A good friend came down with COVID-19 this week and is recovering at home, reminding all of us that, even with dropping numbers of deaths and hospitalizations, the virus remains a serious threat.
Floyd County reported three new cases in Thursday’s daily report from the Virginia Department of Health, bringing the total of cases in our locality to 3,046 with 50 deaths. Medical experts tell us that the total of infections of lower than it really should be because of those who use home test kits to discover they have the virus but never report it to their doctor unless they have symptoms.
President Joe Biden told our allies that the pandemic is “effectively over” last week, a statement that brought howls of protests from his own White House advisors, who say the spread of infections continues, along with the threat. The president later “amended” his remarks to say a threat continues.
Virginia reporter 1,641 new cases Thursday, a normal rate in recent weeks, bringing the total reported cases to 2,078,555. Hospitalizations appear to be dropping with 40 new cases throughout the Commonwealth for a total now of 56,011 since the pandemic began.
In adjoining Montgomery County, 26 new cases brought its total to 23,008. The city of Radford had 4 new cases and a total of 5,819. Our neighbor to the northeast, Roanoke city/county of 64 new cases and a total of over 52,000 reported cases. Salem added three new infections with 6,726 total.
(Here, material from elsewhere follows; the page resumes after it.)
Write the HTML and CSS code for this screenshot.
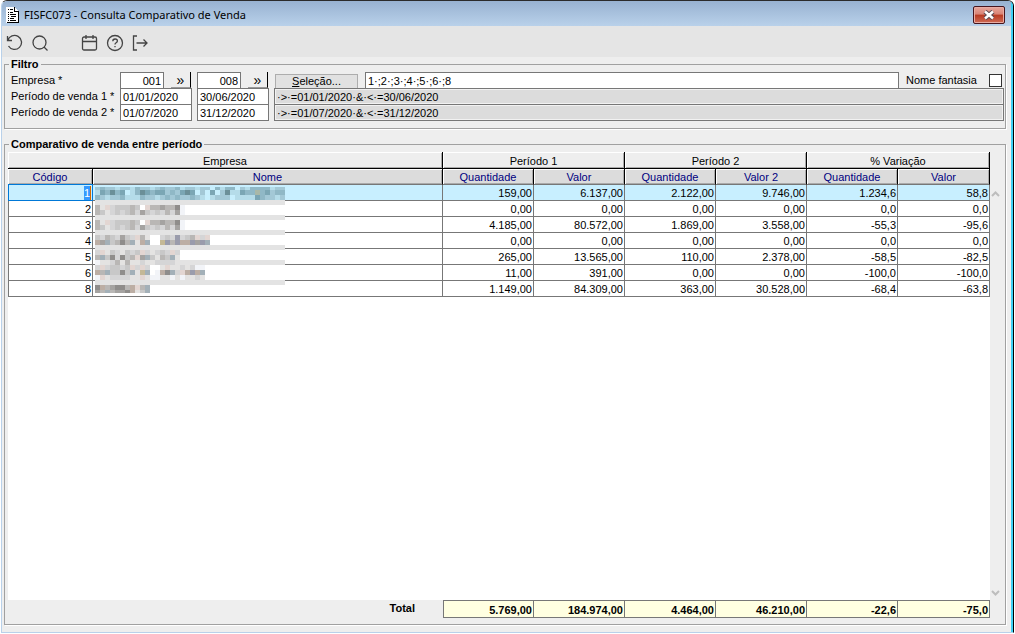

Nationwide, the Centers for Disease Control says new daily cases have dropped 22% so far this month with deaths down 14%. The United States had 55,954 new cases Thursday with 419 deaths.
COVID-19 has 13 “supplemental variants” of the virus with Omicron, the latest, continuing to evolve into variants of its own. Omicron attacks most seriously those without weakened immune systems and less than a full load of vaccine shots.
The third “booster” is now being administered in the U.S. at pharmacies, hospitals, and state health agencies. In Floyd County, appointments are available at the Virginia Department of Health office and local pharmacies.
“The genetic innovations seen in Omicron were far more profound as if it was a new species rather than just a new strain,” Darren Martin, a virologist at the University of Cape Town, tells the New York Times.
But it soon became clear that the name “Omicron” hid a complex reality. After the original Omicron virus evolved in the fall of 2021, its descendants split into at least five branches, known as BA.1 through BA.5.
Over the next few months, the subvariants took turns rising to dominance. BA.1 went first, but it was soon outcompeted by BA.2. Each one was distinct enough from the others to evade some of the immunity of its predecessors. By this summer, BA.5 was on the rise.
The U.S. Food and Drug Administration responded by inviting vaccine makers to produce booster shots that included a BA.5 protein along with one from the original version of the virus. Those boosters are now rolling out to the public, at a time when BA.5 is causing 85 percent of all Covid cases in the United States.
But BA.5 could be fading in the rearview mirror by winter, scientists said. Omicron has continued to evolve — likely by sometimes jumping among hosts, and sometimes hiding for months in one of them.
The pandemic appears to be far from over and there could be more rough times ahead.